The theme is Madhya: Journey to the Centre. Tara explains Madhya is the space between things: from sunset into night, or the dawn to the day.

“It’s the space between the in breath and the outbreath or the space between thoughts. The space at the centre of the body, the space from which you grew.”

She links the shushumna nadi, the body’s central energetic channel, to this idea of space and returning to centre: “If you were an apple, it would be your core.”

Strengthen Core

Throughout our practice, we return again and again to this idea; returning to our centre, to our core, both literally and figuratively.

“When we go back to source, origin or ground, we naturally start to embark on a journey that seeks wholeness and wellness.”

Tara Judelle is certified in the Anusara method, but has a background in dance, Tai Chi and movement improvisation. Her sense of breath, flow and focus are exquisite – whether she’s teaching you a class online at yogaglo.com or in person, her commitment to vinyasa is unquestionable. I never feel lost with her breath cues and always leave her classes feeling a part of something bigger.

After attending her class this past weekend at Desa Seni’s Yogathon fundraiser, I was excited to learn more from her in person. She’s one of those rare teachers who can drop in complex anatomical terms when describing alignment and biology without sounding completely pretentious.

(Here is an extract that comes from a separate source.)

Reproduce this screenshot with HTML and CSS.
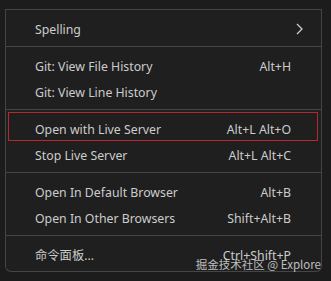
FILE: index.html
```html
<!DOCTYPE html>
<html>
<head>
<meta charset="utf-8">
<link rel="stylesheet" href="styles.css">
</head>
<body>
<div class="menu">
  <div class="sep first"></div>
  <div class="item"><span class="label">Spelling</span><span class="chev"><svg width="7" height="12" viewBox="0 0 7 12"><path d="M1 1 L6 6 L1 11" fill="none" stroke="#cccccc" stroke-width="1.3"/></svg></span></div>
  <div class="sep"></div>
  <div class="item"><span class="label">Git: View File History</span><span class="key">Alt+H</span></div>
  <div class="item"><span class="label">Git: View Line History</span></div>
  <div class="sep"></div>
  <div class="item marked"><span class="label">Open with Live Server</span><span class="key">Alt+L Alt+O</span><span class="mark"></span></div>
  <div class="item"><span class="label">Stop Live Server</span><span class="key">Alt+L Alt+C</span></div>
  <div class="sep"></div>
  <div class="item"><span class="label">Open In Default Browser</span><span class="key">Alt+B</span></div>
  <div class="item"><span class="label">Open In Other Browsers</span><span class="key">Shift+Alt+B</span></div>
  <div class="sep"></div>
  <div class="item"><span class="label">命令面板...</span><span class="key">Ctrl+Shift+P</span></div>
</div>
<div class="watermark">掘金技术社区 @ Explore</div>
</body>
</html>
```
FILE: styles.css
```css
html, body {
  margin: 0;
  padding: 0;
  background: #1c1c1c;
  width: 331px;
  height: 281px;
  overflow: hidden;
  font-family: "Noto Sans", "Noto Sans CJK SC", sans-serif;
  font-size: 12.3px;
  color: #cccccc;
}
.menu {
  margin-left: 5px;
  width: 315px;
  background: #1f1f1f;
  border: 1px solid #454545;
  border-top: none;
  border-radius: 0 0 6px 6px;
  padding-bottom: 3px;
}
.sep {
  height: 1px;
  background: #454545;
  margin: 4px 0 6px;
}
.sep.first {
  margin-top: 9px;
}
.item {
  position: relative;
  display: flex;
  align-items: center;
  justify-content: space-between;
  height: 26px;
  padding: 0 29px 0 29px;
}
.key {
  margin-right: 1px;
}
.chev {
  display: flex;
  margin-right: -11px;
}
.mark {
  position: absolute;
  left: 2px;
  right: 3px;
  top: -4px;
  height: 29px;
  box-sizing: border-box;
  border: 1px solid #b8262e;
}
.watermark {
  position: absolute;
  right: 10px;
  top: 256px;
  font-size: 11.5px;
  line-height: 16px;
  color: rgba(235, 235, 235, 0.78);
  font-family: "Noto Sans CJK SC", "Noto Sans", sans-serif;
}
```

Today’s class ranged from discussion about Caroline Myss’ Anatomy of the Spirit to the sense you get when you’re entering the edge of consciousness to the other name for the pineal gland (the epiphysis. Who knew?)

For those of us used to a more dynamic practice, this was a beautiful, calming class. Tara encouraged us to move into a space of softness, with soft, wide eyes and soft movements. Despite moving into dynamic poses like koundinyasana or ardha chandrasana, we moved with softness and quiet purpose, always leading from the centre.

As we moved deeply into eka pada rajakapotanasana (pigeon) with a long twist, Tara invited us to dive into the space, the Madhya, where all things merge.

“Be the canvas,” she said. “Co-create with the elements as they exist.”

We were surrounded by activity: music from a nearby Zumba class throbbed beside us, chanting filled the air and the chatter of passersby. But as we breathed through rounds of kapalabhati pranayama and settled into a grateful savasana, I couldn’t help but think it was the perfect practice to begin the festival.

A masterclass in finding your centre amid the colour and the noise and always, always being prepared for sweaty surrender.